Tonight I tore into it and put it all together. Instructions were way over-blown; if they'd just sort the nuts and bolts, bag them separately, and label them, you could throw the assembly instructions away, up to adjustments necessary. Visited with rip a little about the saw the other night, he advised help was a good plan, as it was a tad heavy to put atop the stand when assembling it, but help wasn't around, so I just did it. Wasn't that bad, but at 6 ft. 265 lbs., and totin bee hives around daily, wrestling 700 lb. drums of honey, and such for a living, I deal with goodies that heavy pretty frequently. If you got an office job, don't go to the gym, and seldom pick up anything heavier than the garbage to take to the curb... You probably don't want to go there!! Call someone to come help.

Got the saw up there and bolted down. Blade was running to one side of the throat plate, remembered Ben had that problem, couldn't remember what everyone told him, but everything on the guides looked adjustable so I figured it wasn't a problem. Spun my wheels checking for center alignment, looked OK, dialed it in to perfection.

And, then the fun began!!!

Had tightened the blade up, but it still seemed awful loose for some reason, kept cranking, ran out of threads, and it still seemed a little loose. I'm talking, beyond the prescribed adjustment for 3/4" blade, with a 3/8" blade, and still a little loose. Couldn't adjust no more, so I figured I'd try it. Set my blade guides, centered the blade in the throat plate, adjusted guides to clear the teeth, set the support bearings, everything looked great! Hit the switch and I had strange ticking noises. NOT IMPRESSED!! Box was a little damaged, only damage I could find on the saw was the grill on the end cover on the motor is bent about a 1/4" or so, so I didn't think anything of it, and went ahead and put it all together, and now it has funny noises inside.

I know it says you aren't supposed to, but I opened the covers with it running to try and find the noise, part of it was blade guides running oddly to deep after having been properly adjusted, so I backed them off and reset them. Fired it back up and it's ticking worse, so I open the top cover to check center alignment on wheel and it's a little off. Dial it in perfectly, turn loose of the knob and it starts walking to the front of the tire a little, so I tweak it back the other way a hair, and it runs clear to the back of the wheel, and then the most minute of adjustment sent it shooting off the front of the wheel, about 6 inches in front of me.

Yeah, I'm OK... Because I was trying to dial it in and because I'm a little leery of such things, I was kinda standing to the rear of the saw looking around the corner at the wheel.
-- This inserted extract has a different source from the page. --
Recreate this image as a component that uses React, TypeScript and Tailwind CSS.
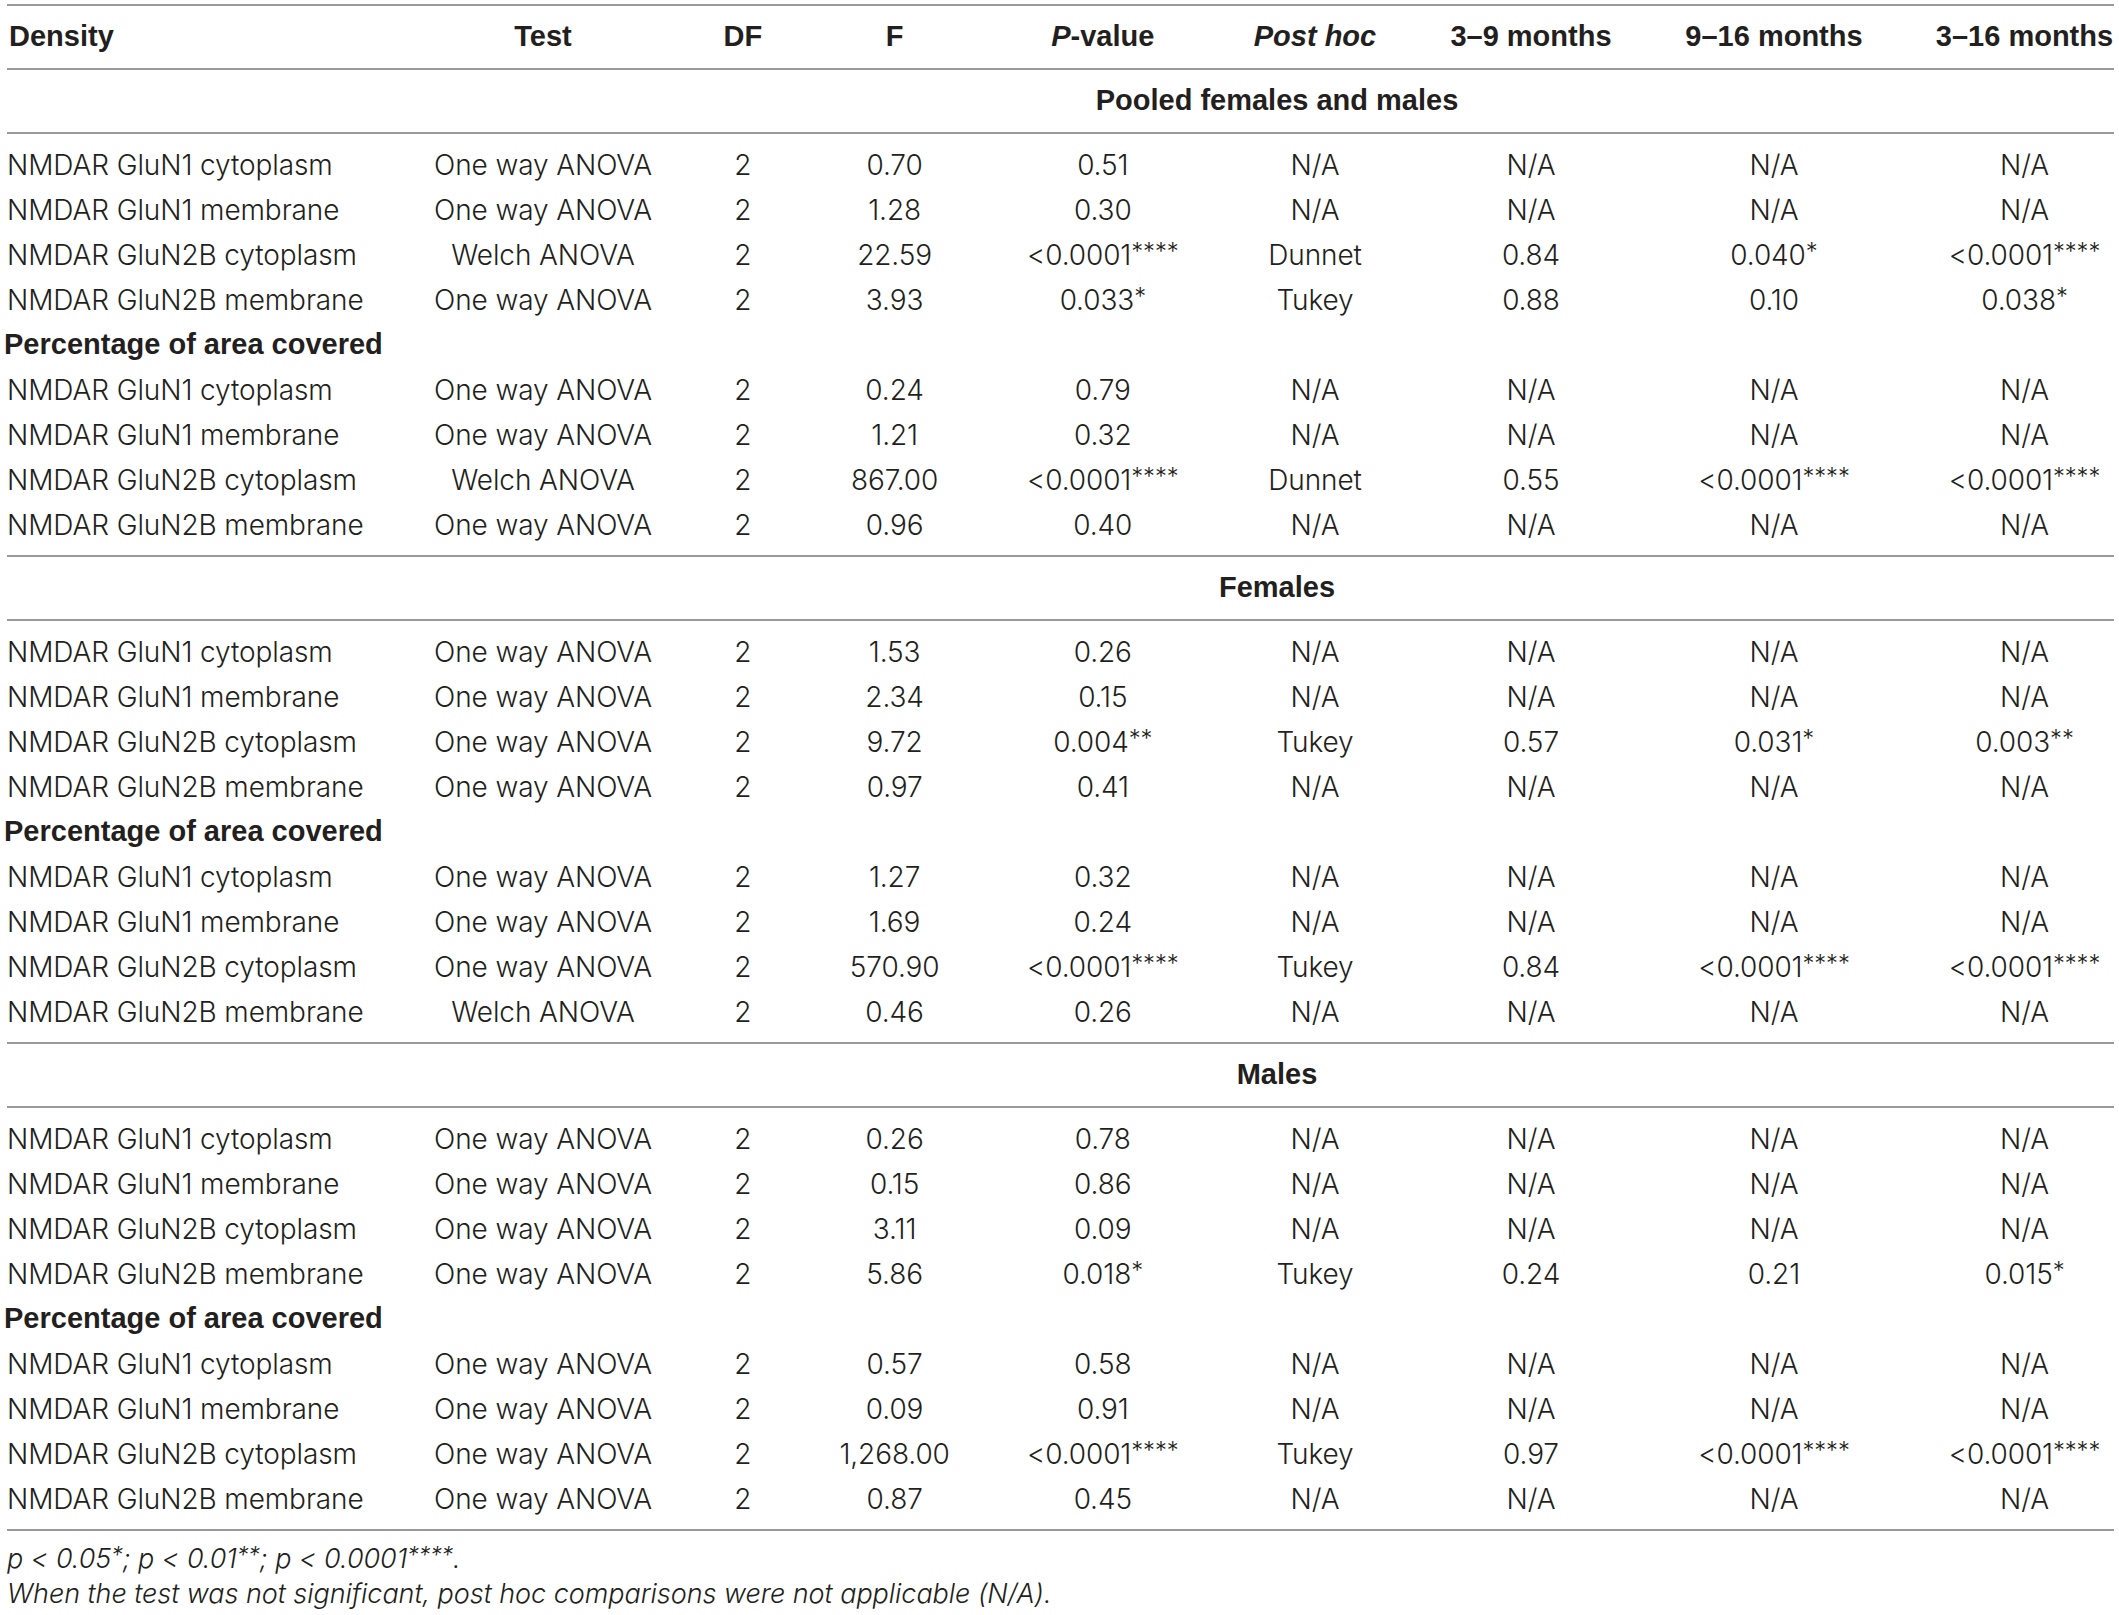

Shut it down, popped the bottom cover and only slightly tweaked the blade. Backed tension off, put the blade back on, readjusted tension, again I'm bottoming out on adjustment and the blade seems loose. Recentered the blade on the wheels spinning by hand, reset my guides since none of that was cooperating trying to slide the blade back on; put it all back together, and tried it again.

Now I got ticking AND some serious scrubbing of plastic! Shut it down and looked it all over, only plastic is of course the channel the blade runs in on the left side of the machine, so I get my flashlight, check again, and sure enough the blade is hitting the plastic at the top, an inch or so from the end.






Tried loosening the screw on the top of the plastic channel there; it doesn't move at all. So I look things over, thinking goodies have maybe moved when the pallet got banged around, and find the two lateral adjustment screws behind the top wheel.



 

Looked like maybe they did move a little so I loosen them and try to slide things over to clear this problem, and they just aren't moving real good, apply a little more pressure in a different fashion, and the top half of the saw moved. Not from the base up, the top half of the saw itself. Wherein knowing absolutely nothing about this saw, something screamed "THAT AIN'T RIGHT!!"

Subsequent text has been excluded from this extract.